世はディスカウントばやりである。ディスカウントは国を滅ぼす。

ディスカウントストアのドン・キホーテが、かっての老舗総合スーパー・長崎屋を買収して新型の店舗に改装、「今までにやったことのないことをやれ。今となっては過去のデータはあてにならない」と、従来のスーパーの発想を完全に否定している。それも「激安」を越えた「驚安」戦法で、不況を逆手にとって売上げは前年の4倍を目指すという。


しかし、私は、このドンキー商法に大きな疑問を禁じえなかった。
「顧客の立場に立って考える」。

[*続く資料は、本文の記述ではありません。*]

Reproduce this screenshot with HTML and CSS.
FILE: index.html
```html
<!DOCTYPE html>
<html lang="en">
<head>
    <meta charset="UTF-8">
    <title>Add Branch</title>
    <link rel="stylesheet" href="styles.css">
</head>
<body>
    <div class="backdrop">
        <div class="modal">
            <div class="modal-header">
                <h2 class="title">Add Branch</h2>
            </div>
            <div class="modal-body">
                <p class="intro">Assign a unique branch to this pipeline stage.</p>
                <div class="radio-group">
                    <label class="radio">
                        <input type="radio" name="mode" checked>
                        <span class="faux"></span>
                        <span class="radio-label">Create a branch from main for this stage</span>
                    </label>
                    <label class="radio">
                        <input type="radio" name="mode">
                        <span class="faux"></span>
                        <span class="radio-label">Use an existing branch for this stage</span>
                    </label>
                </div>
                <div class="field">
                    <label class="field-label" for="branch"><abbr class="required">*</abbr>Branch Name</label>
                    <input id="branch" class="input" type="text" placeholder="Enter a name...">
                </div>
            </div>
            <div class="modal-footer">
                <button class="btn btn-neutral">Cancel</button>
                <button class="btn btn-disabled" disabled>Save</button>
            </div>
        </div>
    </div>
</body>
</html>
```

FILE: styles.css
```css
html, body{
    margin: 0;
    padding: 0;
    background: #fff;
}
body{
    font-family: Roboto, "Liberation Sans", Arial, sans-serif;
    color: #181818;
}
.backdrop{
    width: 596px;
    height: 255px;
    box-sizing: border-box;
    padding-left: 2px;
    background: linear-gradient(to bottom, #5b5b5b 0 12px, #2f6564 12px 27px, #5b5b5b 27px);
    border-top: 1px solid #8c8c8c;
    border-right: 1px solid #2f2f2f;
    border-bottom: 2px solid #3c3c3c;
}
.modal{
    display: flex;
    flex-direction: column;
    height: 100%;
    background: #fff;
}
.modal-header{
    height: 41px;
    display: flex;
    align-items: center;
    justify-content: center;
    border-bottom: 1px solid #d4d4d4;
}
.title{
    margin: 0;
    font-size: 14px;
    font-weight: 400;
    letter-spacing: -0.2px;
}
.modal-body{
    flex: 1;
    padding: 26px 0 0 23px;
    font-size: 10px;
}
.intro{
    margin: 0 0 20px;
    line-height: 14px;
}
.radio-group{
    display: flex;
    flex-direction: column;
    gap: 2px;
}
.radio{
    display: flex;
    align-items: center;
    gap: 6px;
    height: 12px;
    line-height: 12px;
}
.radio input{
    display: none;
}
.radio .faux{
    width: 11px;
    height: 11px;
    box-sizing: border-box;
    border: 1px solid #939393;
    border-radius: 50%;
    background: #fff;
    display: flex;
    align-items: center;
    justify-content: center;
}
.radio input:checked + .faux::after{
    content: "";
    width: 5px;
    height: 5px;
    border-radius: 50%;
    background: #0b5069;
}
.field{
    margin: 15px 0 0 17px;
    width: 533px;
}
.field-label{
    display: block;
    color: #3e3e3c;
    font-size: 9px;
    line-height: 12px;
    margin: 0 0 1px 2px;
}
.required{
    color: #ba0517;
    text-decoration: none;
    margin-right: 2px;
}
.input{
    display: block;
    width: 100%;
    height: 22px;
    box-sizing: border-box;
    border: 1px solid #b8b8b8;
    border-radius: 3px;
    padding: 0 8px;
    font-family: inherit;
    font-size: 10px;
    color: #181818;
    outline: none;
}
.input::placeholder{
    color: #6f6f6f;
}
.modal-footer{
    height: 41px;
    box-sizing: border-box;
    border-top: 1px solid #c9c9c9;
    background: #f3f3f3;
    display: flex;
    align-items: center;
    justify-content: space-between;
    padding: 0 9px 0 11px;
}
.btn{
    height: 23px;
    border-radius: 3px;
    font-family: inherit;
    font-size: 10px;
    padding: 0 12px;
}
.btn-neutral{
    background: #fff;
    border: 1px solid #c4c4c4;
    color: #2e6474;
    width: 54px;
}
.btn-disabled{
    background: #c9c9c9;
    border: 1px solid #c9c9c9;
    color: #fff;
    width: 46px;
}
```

だから「売り場」ではなく「買い場」と呼べという。「きれいに陳列すればするほど高く見える。雑にすればするほど安く見える」と、せっかく店長がきれいに陳列していたものを、副社長がバラバラに崩したりすることが、果たして顧客の立場に立ったものなのだろうか。
また、テナントの「熱血商店街」の社長さんたちと比べて、「俺達負けてられないな。この人達は命を懸けてやっている。俺達まだまだ足りないんじゃないか」というくだりがあるが、そもそも一般の従業員と、将来の生活を新事業にゆだねる新社長と比べること事態無理がある。
要するに、従業員はコキ使い、仕入れ業者からは仕入れ値をたたくだけたたく。他人の心など「知ったこっちゃない」。

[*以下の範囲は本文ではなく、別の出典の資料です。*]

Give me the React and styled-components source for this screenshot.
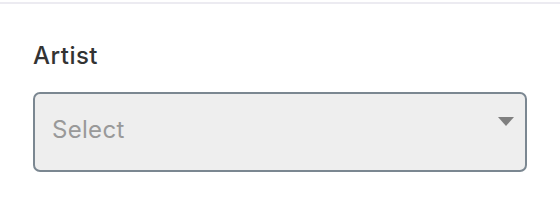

文芸春秋今月号に、同志社大学 浜矩子教授が「ユニクロ栄えて国滅ぶ―――安売り競争は社会を壊す恐るべき罠だ」と寄稿している。ある企業が安売りを始めると競合上他社も安売りに走らざるを得ない。とどのつまり、価格破壊となって、どの企業も利益が削られて、従業員の給与も削られる結果となる。低賃金では、従業員もつまりは全サラリーマンも消費者であるから、安い価格のものしか買えなくなり、さらに給与が下がる悪循環に陥るのである。そこはペンペン草も生えない不毛の地だ。

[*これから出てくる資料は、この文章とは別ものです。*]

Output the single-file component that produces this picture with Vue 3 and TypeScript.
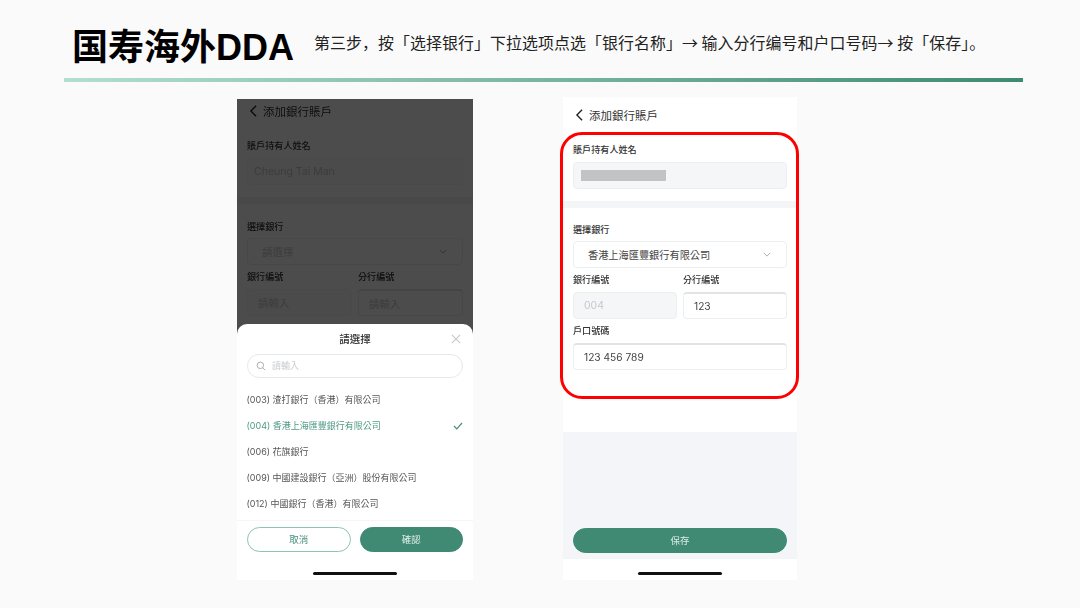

今のグローバル資本主義では「自分さえ良ければ」という考えしかない。かってヨーロッパ人がアメリカ大陸で平穏な生活をしていた人々を殺戮したり踏みにじったりしたが、今では、ヨーロッパ文化の対極にあった日本も、そのグローバル化に染まってしまった。強いものだけが生き残れる、価値があるという思想である。みんなが、自分だけは生き残ろうとして価格破壊をすると、「合成の誤謬」で皆が不幸になってしまうが、そんなことにはお構いなしというのが、価格破壊者の真実である。「自分さえ良ければ」ではなく「他人のために」という気持ちで行動すべきで、新政府の「国民が豊かになる」という政策は、この考え方なくしては決して実現しないだろう。

 
小泉・竹中改革で中心的な人物だった「中谷 巌」氏が、「資本主義はなぜ自壊したのか」で、「間違っておりました」と「懺悔の書」を著した。 今更そんなことを言われても困るばかりだが、もし間違っていたなら潔く、その旨告白してもらった方が、弁解ばかりで自説を曲げない人より余程いい。
著者は、「資本主義が発達していくと、富とテクノロジーさえあれば、他者とのつながりなど必要ない。他人との直接的な触れ合いやつながりを大事にすることなどは非効率で、感傷的なことである、という考え方が蔓延しているのが今のグローバル資本主義社会というやつであり、それによって我々の社会には格差が広がり、社会全体の一体感が失われている」といっている。